Copyrights laws are tough on DJs, but they exist to protect the rights of artists. If a DJ is exploring the work of an artist commercially, it makes sense that the artist should be rightfully compensated.
The copyright-holders should get a portion of a DJ’s revenue in royalties. Performance rights organizations calculate these royalties based on the setlists divulged by DJs following each live gig.
Isn’t There an Easier Way?
Luckily, DJs can rely on blanket licenses. These make it possible for DJs to play any song they want without having to report every little tune on their setlist to a performance rights organization. The best part is that DJs don’t always need to pay for their blanket licenses, as this cost can be covered by the venue.

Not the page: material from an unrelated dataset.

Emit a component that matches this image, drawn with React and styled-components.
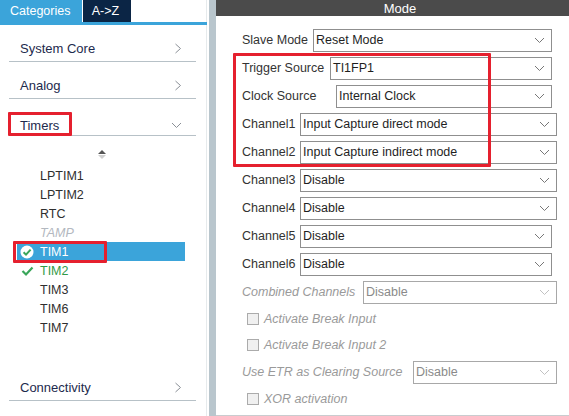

Exceptionally, blanket licenses don’t cover on-air performances (such as radio mixes or TV appearances).
I don’t need to tell you about Calvin Harris’ $300-million bank account for you to know that the best DJs in the world get to live very comfortable lives. But while the life of a DJ outside the top 0.1% can be tough, working as a DJ can make for a viable and sustainable career as long as you work hard and make the right decisions.
Making a living as a DJ is not for the faint of heart, and involves a lot of competitiveness and long nights out. To make it in such a tough business, aspiring DJs should do everything they can to build their brand, deliver memorable mixes and live performances, and gather as many connections as possible.